:: Set problem ::
Copy each line that contains the string "styles".

BEGIN Extracted material

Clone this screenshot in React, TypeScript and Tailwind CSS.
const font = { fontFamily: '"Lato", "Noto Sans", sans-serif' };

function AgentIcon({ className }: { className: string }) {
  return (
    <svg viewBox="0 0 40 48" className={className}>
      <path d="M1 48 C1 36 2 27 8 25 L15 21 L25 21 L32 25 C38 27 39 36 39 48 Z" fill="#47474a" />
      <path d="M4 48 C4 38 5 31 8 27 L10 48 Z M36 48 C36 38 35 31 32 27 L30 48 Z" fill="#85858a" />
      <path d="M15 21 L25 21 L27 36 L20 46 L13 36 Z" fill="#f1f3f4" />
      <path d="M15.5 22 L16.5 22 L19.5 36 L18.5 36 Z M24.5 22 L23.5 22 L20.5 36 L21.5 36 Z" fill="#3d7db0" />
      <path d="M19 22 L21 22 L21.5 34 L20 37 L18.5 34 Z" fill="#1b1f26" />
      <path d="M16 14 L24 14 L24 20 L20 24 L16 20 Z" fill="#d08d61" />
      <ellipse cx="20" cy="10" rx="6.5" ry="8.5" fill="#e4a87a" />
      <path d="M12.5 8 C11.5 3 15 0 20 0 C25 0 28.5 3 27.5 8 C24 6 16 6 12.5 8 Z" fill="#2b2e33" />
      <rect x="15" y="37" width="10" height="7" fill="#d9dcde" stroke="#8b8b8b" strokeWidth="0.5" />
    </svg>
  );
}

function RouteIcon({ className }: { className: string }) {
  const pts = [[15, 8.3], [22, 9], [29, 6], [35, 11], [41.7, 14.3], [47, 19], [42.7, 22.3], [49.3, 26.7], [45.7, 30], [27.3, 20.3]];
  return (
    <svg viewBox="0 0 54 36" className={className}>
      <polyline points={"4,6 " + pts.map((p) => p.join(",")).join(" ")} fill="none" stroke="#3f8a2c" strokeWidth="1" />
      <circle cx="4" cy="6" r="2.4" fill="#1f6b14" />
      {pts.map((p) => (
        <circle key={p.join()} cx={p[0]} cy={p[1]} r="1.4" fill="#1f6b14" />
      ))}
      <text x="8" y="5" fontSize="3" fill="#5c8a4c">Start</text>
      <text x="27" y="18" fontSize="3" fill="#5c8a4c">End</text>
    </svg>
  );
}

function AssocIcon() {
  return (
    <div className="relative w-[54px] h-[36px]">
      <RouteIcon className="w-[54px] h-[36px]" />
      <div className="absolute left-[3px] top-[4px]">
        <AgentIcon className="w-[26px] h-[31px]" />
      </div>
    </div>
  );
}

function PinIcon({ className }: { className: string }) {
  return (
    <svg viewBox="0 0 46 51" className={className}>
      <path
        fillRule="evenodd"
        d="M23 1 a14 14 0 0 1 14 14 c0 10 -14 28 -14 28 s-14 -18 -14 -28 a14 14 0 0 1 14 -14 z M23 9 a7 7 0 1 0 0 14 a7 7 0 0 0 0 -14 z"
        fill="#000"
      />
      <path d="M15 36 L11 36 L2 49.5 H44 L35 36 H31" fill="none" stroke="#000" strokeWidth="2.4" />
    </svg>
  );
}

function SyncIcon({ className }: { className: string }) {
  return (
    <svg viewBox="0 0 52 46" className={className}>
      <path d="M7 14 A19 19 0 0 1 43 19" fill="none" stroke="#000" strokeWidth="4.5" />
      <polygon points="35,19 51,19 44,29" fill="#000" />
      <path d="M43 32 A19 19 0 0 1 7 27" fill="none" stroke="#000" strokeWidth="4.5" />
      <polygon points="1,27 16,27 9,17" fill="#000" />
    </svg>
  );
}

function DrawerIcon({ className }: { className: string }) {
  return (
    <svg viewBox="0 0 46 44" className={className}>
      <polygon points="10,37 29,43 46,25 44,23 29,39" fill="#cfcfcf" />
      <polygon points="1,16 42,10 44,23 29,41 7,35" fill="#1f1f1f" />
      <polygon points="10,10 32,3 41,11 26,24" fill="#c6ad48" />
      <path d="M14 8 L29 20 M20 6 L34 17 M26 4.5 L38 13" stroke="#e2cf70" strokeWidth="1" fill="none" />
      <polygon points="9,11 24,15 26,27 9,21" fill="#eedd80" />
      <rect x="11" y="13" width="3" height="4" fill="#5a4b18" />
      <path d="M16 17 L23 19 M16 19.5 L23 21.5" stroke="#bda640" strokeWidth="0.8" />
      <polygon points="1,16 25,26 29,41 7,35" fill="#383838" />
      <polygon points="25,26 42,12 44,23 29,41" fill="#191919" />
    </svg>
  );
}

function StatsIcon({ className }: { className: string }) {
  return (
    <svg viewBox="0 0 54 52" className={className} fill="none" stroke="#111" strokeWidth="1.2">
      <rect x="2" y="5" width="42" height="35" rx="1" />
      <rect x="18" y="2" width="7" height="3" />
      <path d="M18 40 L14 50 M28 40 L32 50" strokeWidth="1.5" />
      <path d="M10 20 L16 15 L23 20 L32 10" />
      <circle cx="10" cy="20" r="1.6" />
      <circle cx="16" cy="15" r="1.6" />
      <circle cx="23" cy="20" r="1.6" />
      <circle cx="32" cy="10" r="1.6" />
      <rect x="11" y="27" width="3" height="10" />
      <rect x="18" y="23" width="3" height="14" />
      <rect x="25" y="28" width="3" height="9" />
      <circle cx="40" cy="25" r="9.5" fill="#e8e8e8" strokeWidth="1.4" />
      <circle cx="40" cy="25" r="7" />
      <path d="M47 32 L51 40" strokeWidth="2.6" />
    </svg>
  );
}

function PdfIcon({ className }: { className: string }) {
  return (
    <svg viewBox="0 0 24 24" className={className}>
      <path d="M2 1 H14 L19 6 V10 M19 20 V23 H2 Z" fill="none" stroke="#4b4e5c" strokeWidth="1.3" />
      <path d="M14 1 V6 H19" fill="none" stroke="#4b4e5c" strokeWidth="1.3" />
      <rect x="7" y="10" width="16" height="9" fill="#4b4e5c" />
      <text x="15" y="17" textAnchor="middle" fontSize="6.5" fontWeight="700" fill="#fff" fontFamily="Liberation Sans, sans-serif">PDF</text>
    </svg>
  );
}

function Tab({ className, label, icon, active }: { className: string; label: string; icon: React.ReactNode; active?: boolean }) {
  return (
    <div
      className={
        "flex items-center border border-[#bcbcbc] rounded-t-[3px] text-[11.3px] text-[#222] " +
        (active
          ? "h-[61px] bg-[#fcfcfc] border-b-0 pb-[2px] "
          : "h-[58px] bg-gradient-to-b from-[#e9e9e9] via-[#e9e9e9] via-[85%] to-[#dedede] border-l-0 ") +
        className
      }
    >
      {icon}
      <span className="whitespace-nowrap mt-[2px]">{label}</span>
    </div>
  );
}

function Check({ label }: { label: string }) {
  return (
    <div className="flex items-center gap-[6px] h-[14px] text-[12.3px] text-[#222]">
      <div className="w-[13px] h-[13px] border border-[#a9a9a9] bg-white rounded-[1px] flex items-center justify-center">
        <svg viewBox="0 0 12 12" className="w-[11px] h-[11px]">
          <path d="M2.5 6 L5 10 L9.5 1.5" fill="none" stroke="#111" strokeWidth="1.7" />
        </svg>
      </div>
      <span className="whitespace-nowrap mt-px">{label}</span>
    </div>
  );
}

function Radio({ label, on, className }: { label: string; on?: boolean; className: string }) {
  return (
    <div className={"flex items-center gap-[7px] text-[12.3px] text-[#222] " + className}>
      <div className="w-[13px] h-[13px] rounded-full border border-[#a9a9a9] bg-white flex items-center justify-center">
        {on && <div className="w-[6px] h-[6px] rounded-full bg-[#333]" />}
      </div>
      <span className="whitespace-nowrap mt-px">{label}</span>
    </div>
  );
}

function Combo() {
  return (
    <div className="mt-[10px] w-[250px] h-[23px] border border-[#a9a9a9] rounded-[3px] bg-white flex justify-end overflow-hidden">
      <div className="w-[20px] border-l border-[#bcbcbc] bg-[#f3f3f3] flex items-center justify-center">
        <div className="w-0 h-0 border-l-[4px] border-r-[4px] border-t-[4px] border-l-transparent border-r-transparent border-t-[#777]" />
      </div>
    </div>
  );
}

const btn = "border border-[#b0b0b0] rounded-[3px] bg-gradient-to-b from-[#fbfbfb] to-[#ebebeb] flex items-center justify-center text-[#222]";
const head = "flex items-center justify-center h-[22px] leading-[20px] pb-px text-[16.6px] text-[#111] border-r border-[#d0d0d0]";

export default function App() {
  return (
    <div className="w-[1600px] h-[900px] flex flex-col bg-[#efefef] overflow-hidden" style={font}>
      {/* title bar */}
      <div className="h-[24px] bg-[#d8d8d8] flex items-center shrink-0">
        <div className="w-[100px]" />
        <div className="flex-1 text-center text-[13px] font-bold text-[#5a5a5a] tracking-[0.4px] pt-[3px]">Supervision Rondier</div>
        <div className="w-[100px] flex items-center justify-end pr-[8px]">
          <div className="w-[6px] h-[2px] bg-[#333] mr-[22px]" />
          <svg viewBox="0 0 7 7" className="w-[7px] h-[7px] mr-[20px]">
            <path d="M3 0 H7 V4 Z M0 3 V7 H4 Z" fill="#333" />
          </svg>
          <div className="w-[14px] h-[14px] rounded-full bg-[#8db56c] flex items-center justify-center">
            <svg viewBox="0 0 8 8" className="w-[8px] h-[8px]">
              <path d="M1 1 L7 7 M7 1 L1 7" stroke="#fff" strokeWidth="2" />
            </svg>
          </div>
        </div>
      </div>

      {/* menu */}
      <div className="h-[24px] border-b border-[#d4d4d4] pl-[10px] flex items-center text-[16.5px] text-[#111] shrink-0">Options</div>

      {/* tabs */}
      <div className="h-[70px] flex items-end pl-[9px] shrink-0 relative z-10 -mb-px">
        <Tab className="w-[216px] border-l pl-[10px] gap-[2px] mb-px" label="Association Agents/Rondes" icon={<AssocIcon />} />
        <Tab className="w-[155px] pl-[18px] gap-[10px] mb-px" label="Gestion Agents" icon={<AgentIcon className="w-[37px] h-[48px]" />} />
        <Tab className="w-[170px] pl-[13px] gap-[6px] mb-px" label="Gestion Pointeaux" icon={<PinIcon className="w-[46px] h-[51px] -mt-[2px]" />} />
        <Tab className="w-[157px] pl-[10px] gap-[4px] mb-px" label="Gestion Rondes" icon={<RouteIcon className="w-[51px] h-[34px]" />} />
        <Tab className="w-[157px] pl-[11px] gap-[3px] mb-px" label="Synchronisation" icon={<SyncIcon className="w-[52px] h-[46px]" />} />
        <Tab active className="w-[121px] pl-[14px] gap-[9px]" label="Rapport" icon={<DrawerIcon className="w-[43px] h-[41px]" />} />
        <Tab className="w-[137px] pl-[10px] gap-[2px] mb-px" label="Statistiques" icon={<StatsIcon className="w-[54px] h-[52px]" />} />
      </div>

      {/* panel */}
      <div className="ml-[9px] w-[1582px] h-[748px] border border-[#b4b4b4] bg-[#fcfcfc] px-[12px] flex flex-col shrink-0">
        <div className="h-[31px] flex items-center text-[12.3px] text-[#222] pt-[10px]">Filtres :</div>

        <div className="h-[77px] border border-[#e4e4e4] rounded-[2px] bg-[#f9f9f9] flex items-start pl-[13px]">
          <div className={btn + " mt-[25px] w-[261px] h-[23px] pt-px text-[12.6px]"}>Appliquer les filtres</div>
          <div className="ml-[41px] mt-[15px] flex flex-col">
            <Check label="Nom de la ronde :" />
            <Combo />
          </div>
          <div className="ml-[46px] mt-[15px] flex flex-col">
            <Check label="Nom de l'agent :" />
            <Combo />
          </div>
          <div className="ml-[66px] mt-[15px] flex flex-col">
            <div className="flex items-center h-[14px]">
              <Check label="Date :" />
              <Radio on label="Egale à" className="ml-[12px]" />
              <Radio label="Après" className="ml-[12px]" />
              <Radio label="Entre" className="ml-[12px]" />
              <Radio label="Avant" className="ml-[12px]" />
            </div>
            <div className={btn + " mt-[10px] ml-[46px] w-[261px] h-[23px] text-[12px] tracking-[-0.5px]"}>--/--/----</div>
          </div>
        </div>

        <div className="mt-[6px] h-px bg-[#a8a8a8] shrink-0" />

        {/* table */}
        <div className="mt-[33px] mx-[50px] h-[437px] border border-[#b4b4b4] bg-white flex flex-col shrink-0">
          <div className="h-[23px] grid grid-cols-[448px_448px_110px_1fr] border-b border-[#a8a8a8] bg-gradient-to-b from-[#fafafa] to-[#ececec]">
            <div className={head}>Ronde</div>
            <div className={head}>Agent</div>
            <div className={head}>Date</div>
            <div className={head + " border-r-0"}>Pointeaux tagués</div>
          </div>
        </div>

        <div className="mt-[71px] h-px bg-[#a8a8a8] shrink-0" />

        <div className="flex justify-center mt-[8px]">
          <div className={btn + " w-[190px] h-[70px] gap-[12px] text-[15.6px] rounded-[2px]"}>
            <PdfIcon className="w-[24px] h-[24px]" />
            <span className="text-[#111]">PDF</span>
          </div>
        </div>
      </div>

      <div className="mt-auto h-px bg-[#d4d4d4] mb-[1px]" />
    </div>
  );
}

END Extracted material
BEGIN Extracted material

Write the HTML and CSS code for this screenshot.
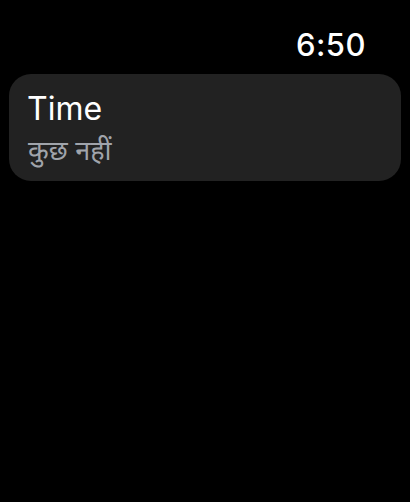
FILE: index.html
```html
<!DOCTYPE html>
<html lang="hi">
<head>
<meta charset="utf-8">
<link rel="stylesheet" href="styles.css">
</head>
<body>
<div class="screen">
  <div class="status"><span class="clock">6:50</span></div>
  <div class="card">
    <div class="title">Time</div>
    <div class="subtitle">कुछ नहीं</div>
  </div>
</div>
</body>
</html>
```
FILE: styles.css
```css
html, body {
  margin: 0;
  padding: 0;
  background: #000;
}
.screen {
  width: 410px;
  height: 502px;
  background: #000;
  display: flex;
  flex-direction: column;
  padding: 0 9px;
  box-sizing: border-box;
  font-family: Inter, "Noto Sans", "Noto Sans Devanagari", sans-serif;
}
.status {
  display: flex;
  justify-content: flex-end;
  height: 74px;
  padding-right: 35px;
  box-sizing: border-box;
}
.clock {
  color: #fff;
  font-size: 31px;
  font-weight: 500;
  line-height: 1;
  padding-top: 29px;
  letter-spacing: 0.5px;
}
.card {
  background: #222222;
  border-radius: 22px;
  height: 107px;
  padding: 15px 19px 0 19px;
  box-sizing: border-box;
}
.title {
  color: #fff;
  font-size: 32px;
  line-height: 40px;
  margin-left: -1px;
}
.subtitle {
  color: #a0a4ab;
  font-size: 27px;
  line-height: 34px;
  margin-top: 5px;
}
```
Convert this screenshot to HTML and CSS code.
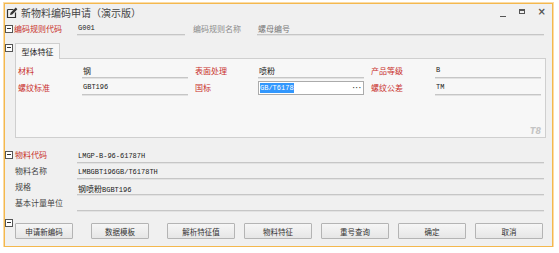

END Extracted material
BEGIN Extracted material

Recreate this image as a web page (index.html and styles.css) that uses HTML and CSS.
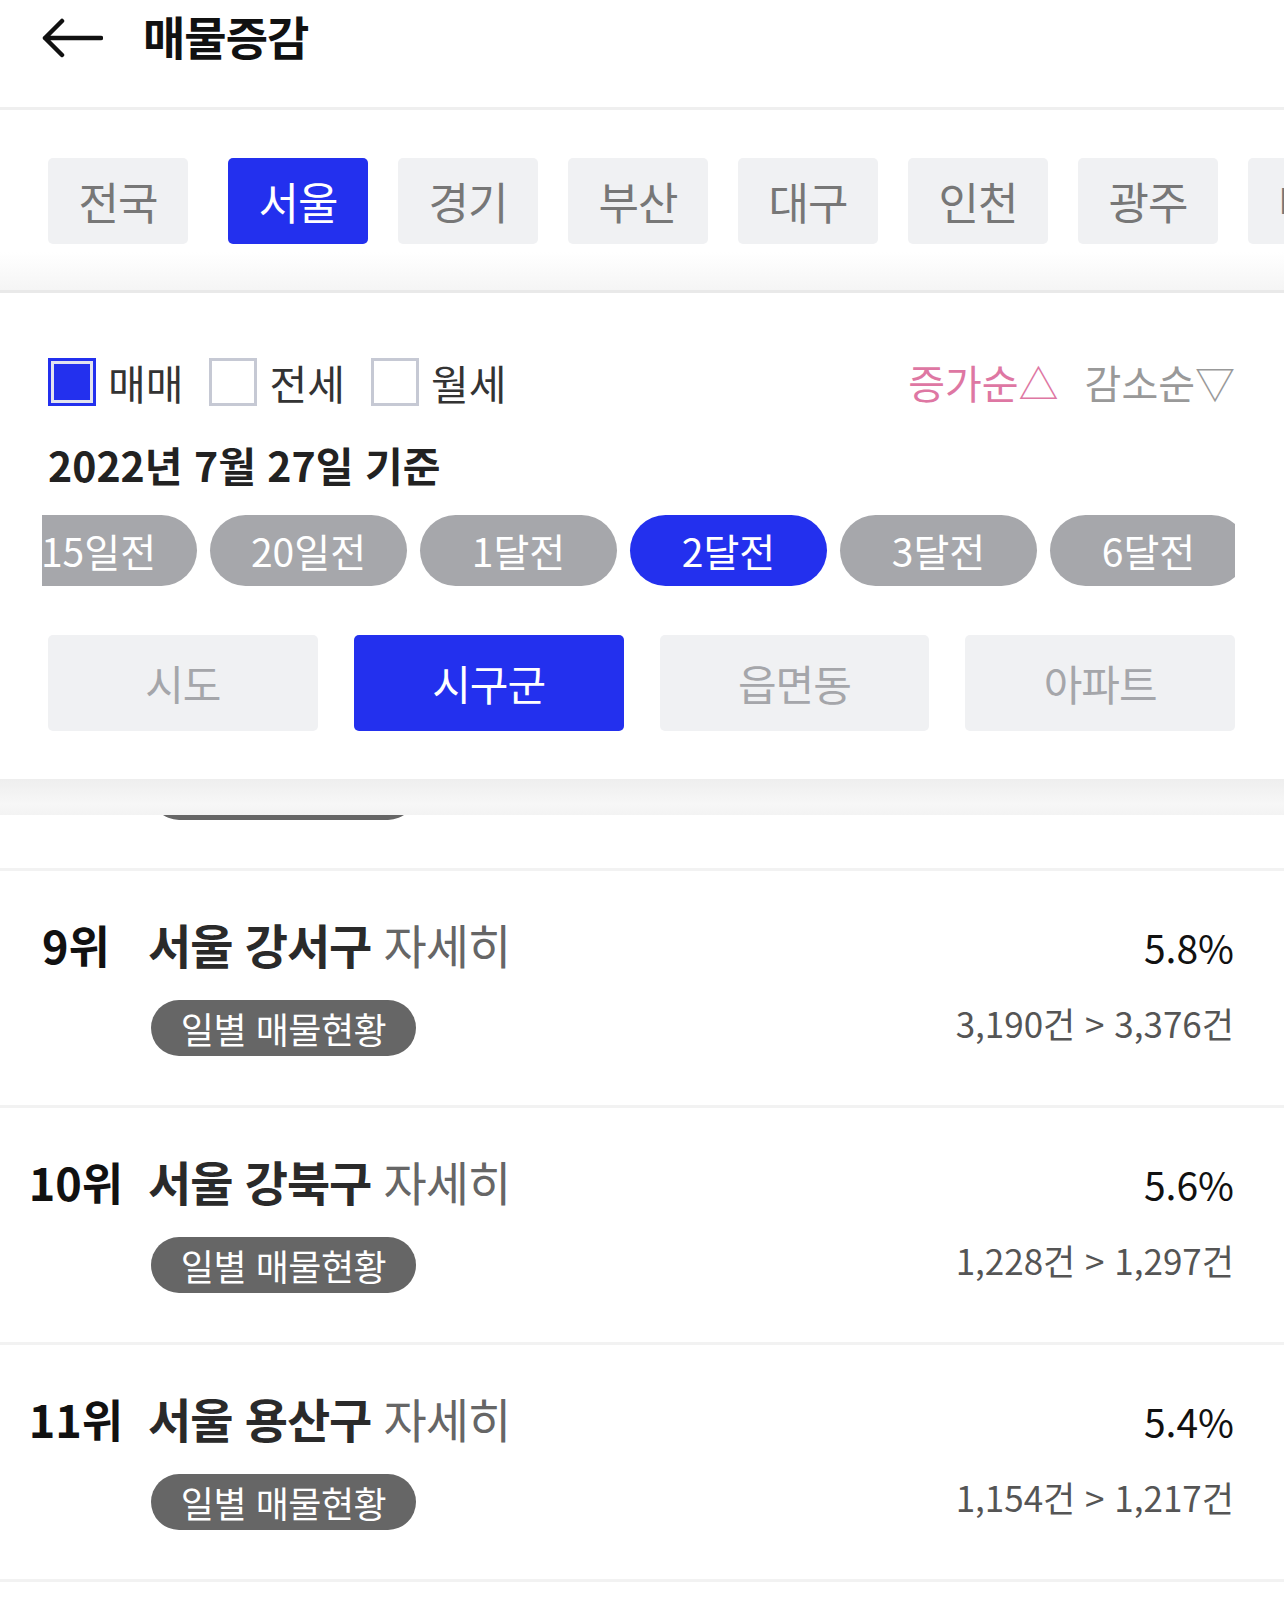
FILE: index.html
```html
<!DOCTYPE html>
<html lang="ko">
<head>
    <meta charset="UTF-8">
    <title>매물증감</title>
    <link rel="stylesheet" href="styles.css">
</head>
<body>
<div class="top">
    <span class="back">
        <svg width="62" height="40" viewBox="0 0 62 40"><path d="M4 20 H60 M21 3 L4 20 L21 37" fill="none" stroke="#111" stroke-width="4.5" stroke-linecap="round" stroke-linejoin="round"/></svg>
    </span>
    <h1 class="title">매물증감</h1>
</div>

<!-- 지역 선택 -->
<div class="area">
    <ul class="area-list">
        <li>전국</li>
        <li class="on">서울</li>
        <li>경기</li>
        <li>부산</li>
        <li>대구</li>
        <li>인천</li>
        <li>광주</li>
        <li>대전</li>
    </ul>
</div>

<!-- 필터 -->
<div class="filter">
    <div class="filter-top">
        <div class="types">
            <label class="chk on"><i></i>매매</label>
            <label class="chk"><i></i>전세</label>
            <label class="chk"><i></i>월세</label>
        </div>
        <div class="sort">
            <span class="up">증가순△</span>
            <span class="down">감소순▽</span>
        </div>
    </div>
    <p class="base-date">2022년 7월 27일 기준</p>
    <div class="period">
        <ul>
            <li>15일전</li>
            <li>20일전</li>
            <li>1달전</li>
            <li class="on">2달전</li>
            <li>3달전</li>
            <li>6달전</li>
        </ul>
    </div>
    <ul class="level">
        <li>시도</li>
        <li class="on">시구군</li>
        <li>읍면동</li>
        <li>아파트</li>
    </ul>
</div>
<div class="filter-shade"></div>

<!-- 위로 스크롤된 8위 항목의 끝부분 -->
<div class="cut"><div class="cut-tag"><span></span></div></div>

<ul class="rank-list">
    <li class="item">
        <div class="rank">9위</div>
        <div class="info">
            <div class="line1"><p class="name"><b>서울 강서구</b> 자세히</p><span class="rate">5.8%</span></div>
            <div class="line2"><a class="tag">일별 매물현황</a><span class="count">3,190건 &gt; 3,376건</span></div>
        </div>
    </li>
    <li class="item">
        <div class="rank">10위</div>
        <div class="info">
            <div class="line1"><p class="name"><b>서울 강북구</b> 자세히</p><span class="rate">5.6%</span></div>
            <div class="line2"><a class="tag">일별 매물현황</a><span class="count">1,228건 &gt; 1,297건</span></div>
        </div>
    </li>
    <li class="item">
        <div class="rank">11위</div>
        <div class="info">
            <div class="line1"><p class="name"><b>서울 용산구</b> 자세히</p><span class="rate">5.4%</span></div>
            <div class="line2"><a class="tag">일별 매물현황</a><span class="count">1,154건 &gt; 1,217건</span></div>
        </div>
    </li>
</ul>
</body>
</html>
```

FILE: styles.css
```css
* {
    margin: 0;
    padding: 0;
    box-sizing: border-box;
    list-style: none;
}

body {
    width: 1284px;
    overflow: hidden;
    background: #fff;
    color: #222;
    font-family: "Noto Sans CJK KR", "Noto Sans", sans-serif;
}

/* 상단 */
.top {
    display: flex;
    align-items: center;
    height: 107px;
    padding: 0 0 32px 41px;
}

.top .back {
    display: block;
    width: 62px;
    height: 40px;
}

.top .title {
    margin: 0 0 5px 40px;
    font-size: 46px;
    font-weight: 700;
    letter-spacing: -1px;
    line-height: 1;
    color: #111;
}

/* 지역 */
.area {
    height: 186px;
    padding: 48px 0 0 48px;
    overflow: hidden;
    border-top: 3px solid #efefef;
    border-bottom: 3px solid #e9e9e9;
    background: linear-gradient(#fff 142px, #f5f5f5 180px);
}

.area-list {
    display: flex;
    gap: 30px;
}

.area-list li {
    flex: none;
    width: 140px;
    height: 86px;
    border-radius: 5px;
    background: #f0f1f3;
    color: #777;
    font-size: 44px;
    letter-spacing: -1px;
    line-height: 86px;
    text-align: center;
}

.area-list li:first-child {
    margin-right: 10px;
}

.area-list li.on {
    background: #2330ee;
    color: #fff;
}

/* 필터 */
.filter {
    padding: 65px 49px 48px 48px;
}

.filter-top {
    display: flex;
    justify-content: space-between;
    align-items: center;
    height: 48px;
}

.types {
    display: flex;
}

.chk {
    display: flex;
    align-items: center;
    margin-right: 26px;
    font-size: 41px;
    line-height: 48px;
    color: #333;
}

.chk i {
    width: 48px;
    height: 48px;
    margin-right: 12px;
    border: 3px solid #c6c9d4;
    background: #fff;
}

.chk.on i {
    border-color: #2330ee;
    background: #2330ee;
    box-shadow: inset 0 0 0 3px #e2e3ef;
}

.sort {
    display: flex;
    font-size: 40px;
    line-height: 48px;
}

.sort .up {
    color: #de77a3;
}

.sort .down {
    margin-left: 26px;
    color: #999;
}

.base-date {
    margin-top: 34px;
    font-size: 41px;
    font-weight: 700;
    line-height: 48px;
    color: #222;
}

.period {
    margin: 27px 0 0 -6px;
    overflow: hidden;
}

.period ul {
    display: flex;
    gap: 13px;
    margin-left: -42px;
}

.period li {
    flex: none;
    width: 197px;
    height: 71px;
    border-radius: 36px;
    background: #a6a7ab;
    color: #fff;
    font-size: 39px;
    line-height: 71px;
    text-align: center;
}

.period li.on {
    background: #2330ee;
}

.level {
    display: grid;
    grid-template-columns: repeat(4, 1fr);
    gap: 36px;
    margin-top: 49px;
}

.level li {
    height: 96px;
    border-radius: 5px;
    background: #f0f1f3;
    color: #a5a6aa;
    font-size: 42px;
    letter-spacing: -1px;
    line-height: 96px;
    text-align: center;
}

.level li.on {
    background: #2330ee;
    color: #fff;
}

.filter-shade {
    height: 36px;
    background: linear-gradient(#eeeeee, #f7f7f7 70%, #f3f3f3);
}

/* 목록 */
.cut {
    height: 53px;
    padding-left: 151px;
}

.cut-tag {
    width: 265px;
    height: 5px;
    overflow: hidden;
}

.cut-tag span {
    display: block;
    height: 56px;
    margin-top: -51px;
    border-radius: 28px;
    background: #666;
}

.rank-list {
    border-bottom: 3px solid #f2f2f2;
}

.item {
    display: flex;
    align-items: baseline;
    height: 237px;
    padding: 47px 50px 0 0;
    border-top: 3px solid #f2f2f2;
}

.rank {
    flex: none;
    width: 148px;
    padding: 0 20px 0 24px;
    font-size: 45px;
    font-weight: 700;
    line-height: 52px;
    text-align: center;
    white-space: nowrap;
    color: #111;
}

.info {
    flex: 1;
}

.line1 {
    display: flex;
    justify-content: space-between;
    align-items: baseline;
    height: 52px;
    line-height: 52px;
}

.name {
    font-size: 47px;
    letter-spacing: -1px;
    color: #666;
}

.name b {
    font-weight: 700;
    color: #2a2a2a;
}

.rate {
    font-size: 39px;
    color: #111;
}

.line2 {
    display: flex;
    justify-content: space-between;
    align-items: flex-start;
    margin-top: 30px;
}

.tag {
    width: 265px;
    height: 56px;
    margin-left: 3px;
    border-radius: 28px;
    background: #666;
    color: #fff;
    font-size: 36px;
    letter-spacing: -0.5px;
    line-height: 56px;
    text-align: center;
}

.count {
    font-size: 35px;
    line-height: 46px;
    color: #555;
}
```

END Extracted material

:: Solution to this task ::
<link rel="stylesheet" href="styles.css">
FILE: styles.css
Recreate this image as a web page (index.html and styles.css) that uses HTML and CSS.
    <link rel="stylesheet" href="styles.css">
FILE: styles.css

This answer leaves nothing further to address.